--- start of MATERIAL PROVIDED ---

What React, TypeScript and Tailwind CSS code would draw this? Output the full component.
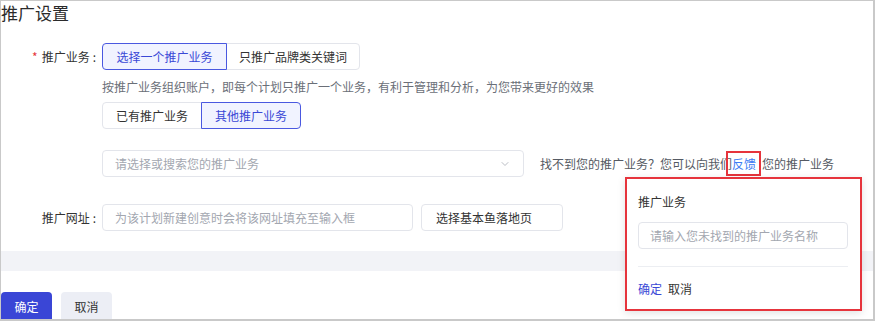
import { ChevronDown } from "lucide-react";

const FONT = "font-['Noto_Sans_CJK_SC','Noto_Sans',sans-serif]";

function Segment({ items, active, widths }: { items: string[]; active: number; widths: string[] }) {
  return (
    <div className="flex h-[27px]">
      {items.map((t, i) => (
        <div
          key={t}
          className={
            "flex items-center justify-center border text-[12px] " +
            widths[i] +
            (i === 0 ? " rounded-l-[4px]" : " -ml-px rounded-r-[4px]") +
            (i === active
              ? " relative z-10 border-[#4a58e0] bg-[#f1f3ff] text-[#3a48d6]"
              : " border-[#e3e5eb] bg-white text-[#333]")
          }
        >
          {t}
        </div>
      ))}
    </div>
  );
}

export default function App() {
  return (
    <div
      className={`${FONT} relative h-[321px] w-[875px] overflow-hidden border-b-2 border-l border-r-2 border-t border-[#c9c9c9] bg-white text-[#333]`}
    >
      <div className="text-[17px] leading-[24px] text-[#2b2b2b]">推广设置</div>

      {/* 推广业务 */}
      <div className="mt-[18px] flex h-[27px] items-center">
        <div className="w-[101px] pr-[6px] text-right text-[12px]">
          <span className="mr-[4px] text-[#e5383b]">*</span>推广业务<span className="pl-[3px]">:</span>
        </div>
        <Segment items={["选择一个推广业务", "只推广品牌类关键词"]} active={0} widths={["w-[125px]", "w-[134px]"]} />
      </div>

      <div className="mt-[7px] pl-[101px] text-[12px] leading-[20px] text-[#6b6f78]">
        按推广业务组织账户，即每个计划只推广一个业务，有利于管理和分析，为您带来更好的效果
      </div>

      <div className="mt-[5px] pl-[101px]">
        <Segment items={["已有推广业务", "其他推广业务"]} active={1} widths={["w-[100px]", "w-[100px]"]} />
      </div>

      <div className="mt-[21px] flex items-center pl-[101px]">
        <div className="flex h-[27px] w-[422px] items-center justify-between rounded-[4px] border border-[#e3e5eb] pl-[12px] pr-[12px] text-[12px] text-[#a3a7b0]">
          <span>请选择或搜索您的推广业务</span>
          <ChevronDown size={12} strokeWidth={1.5} className="text-[#a3a7b0]" />
        </div>
        <div className="ml-[16px] text-[12px] leading-[20px] text-[#555a63]">
          找不到您的推广业务？您可以向我们
          <span className="relative text-[#3d7cf4]">
            反馈
            <span className="absolute -bottom-[4px] -left-[6px] -right-[5px] -top-[4px] border-2 border-[#e6343c]" />
          </span>
          <span className="ml-[6px]">您的推广业务</span>
        </div>
      </div>

      {/* 推广网址 */}
      <div className="mt-[27px] flex h-[27px] items-center">
        <div className="w-[101px] pr-[6px] text-right text-[12px]">
          推广网址<span className="pl-[3px]">:</span>
        </div>
        <div className="flex h-[27px] w-[311px] items-center rounded-[4px] border border-[#e3e5eb] pl-[12px] text-[12px] text-[#a3a7b0]">
          为该计划新建创意时会将该网址填充至输入框
        </div>
        <div className="ml-[8px] flex h-[27px] w-[142px] items-center rounded-[4px] border border-[#e3e5eb] pl-[14px] text-[12px] text-[#333]">
          选择基本鱼落地页
        </div>
      </div>

      <div className="mt-[20px] h-[20px] bg-[#f2f3f7]" />

      <div className="mt-[21px] flex gap-[9px]">
        <div className="flex h-[30px] w-[51px] items-center justify-center rounded-[4px] bg-[#3a46d6] text-[12px] text-white">
          确定
        </div>
        <div className="flex h-[30px] w-[51px] items-center justify-center rounded-[4px] bg-[#eceef5] text-[12px] text-[#333]">
          取消
        </div>
      </div>

      {/* 反馈 popup */}
      <div className="absolute left-[624px] top-[176px] h-[134px] w-[237px] border-2 border-[#e6343c] bg-white px-[11px] pt-[13px] shadow-[0_2px_8px_rgba(0,0,0,0.12)]">
        <div className="text-[12px] leading-[20px] text-[#333]">推广业务</div>
        <div className="mt-[10px] flex h-[27px] w-[210px] items-center rounded-[4px] border border-[#e3e5eb] pl-[11px] text-[12px] text-[#a3a7b0]">
          请输入您未找到的推广业务名称
        </div>
        <div className="mt-[17px] h-px w-[210px] bg-[#eceef2]" />
        <div className="mt-[12px] flex gap-[6px] text-[12px] leading-[20px]">
          <span className="text-[#3a48d6]">确定</span>
          <span className="text-[#333]">取消</span>
        </div>
      </div>
    </div>
  );
}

--- end of MATERIAL PROVIDED ---

**TASK DESCRIPTION**
Copy out all of the data word for word. Do not carry over any picture.

**PROBLEM SOLUTION**
What React, TypeScript and Tailwind CSS code would draw this? Output the full component.
import { ChevronDown } from "lucide-react";

const FONT = "font-['Noto_Sans_CJK_SC','Noto_Sans',sans-serif]";

function Segment({ items, active, widths }: { items: string[]; active: number; widths: string[] }) {
  return (
    <div className="flex h-[27px]">
      {items.map((t, i) => (
        <div
          key={t}
          className={
            "flex items-center justify-center border text-[12px] " +
            widths[i] +
            (i === 0 ? " rounded-l-[4px]" : " -ml-px rounded-r-[4px]") +
            (i === active
              ? " relative z-10 border-[#4a58e0] bg-[#f1f3ff] text-[#3a48d6]"
              : " border-[#e3e5eb] bg-white text-[#333]")
          }
        >
          {t}
        </div>
      ))}
    </div>
  );
}

export default function App() {
  return (
    <div
      className={`${FONT} relative h-[321px] w-[875px] overflow-hidden border-b-2 border-l border-r-2 border-t border-[#c9c9c9] bg-white text-[#333]`}
    >
      <div className="text-[17px] leading-[24px] text-[#2b2b2b]">推广设置</div>

      {/* 推广业务 */}
      <div className="mt-[18px] flex h-[27px] items-center">
        <div className="w-[101px] pr-[6px] text-right text-[12px]">
          <span className="mr-[4px] text-[#e5383b]">*</span>推广业务<span className="pl-[3px]">:</span>
        </div>
        <Segment items={["选择一个推广业务", "只推广品牌类关键词"]} active={0} widths={["w-[125px]", "w-[134px]"]} />
      </div>

      <div className="mt-[7px] pl-[101px] text-[12px] leading-[20px] text-[#6b6f78]">
        按推广业务组织账户，即每个计划只推广一个业务，有利于管理和分析，为您带来更好的效果
      </div>

      <div className="mt-[5px] pl-[101px]">
        <Segment items={["已有推广业务", "其他推广业务"]} active={1} widths={["w-[100px]", "w-[100px]"]} />
      </div>

      <div className="mt-[21px] flex items-center pl-[101px]">
        <div className="flex h-[27px] w-[422px] items-center justify-between rounded-[4px] border border-[#e3e5eb] pl-[12px] pr-[12px] text-[12px] text-[#a3a7b0]">
          <span>请选择或搜索您的推广业务</span>
          <ChevronDown size={12} strokeWidth={1.5} className="text-[#a3a7b0]" />
        </div>
        <div className="ml-[16px] text-[12px] leading-[20px] text-[#555a63]">
          找不到您的推广业务？您可以向我们
          <span className="relative text-[#3d7cf4]">
            反馈
            <span className="absolute -bottom-[4px] -left-[6px] -right-[5px] -top-[4px] border-2 border-[#e6343c]" />
          </span>
          <span className="ml-[6px]">您的推广业务</span>
        </div>
      </div>

      {/* 推广网址 */}
      <div className="mt-[27px] flex h-[27px] items-center">
        <div className="w-[101px] pr-[6px] text-right text-[12px]">
          推广网址<span className="pl-[3px]">:</span>
        </div>
        <div className="flex h-[27px] w-[311px] items-center rounded-[4px] border border-[#e3e5eb] pl-[12px] text-[12px] text-[#a3a7b0]">
          为该计划新建创意时会将该网址填充至输入框
        </div>
        <div className="ml-[8px] flex h-[27px] w-[142px] items-center rounded-[4px] border border-[#e3e5eb] pl-[14px] text-[12px] text-[#333]">
          选择基本鱼落地页
        </div>
      </div>

      <div className="mt-[20px] h-[20px] bg-[#f2f3f7]" />

      <div className="mt-[21px] flex gap-[9px]">
        <div className="flex h-[30px] w-[51px] items-center justify-center rounded-[4px] bg-[#3a46d6] text-[12px] text-white">
          确定
        </div>
        <div className="flex h-[30px] w-[51px] items-center justify-center rounded-[4px] bg-[#eceef5] text-[12px] text-[#333]">
          取消
        </div>
      </div>

      {/* 反馈 popup */}
      <div className="absolute left-[624px] top-[176px] h-[134px] w-[237px] border-2 border-[#e6343c] bg-white px-[11px] pt-[13px] shadow-[0_2px_8px_rgba(0,0,0,0.12)]">
        <div className="text-[12px] leading-[20px] text-[#333]">推广业务</div>
        <div className="mt-[10px] flex h-[27px] w-[210px] items-center rounded-[4px] border border-[#e3e5eb] pl-[11px] text-[12px] text-[#a3a7b0]">
          请输入您未找到的推广业务名称
        </div>
        <div className="mt-[17px] h-px w-[210px] bg-[#eceef2]" />
        <div className="mt-[12px] flex gap-[6px] text-[12px] leading-[20px]">
          <span className="text-[#3a48d6]">确定</span>
          <span className="text-[#333]">取消</span>
        </div>
      </div>
    </div>
  );
}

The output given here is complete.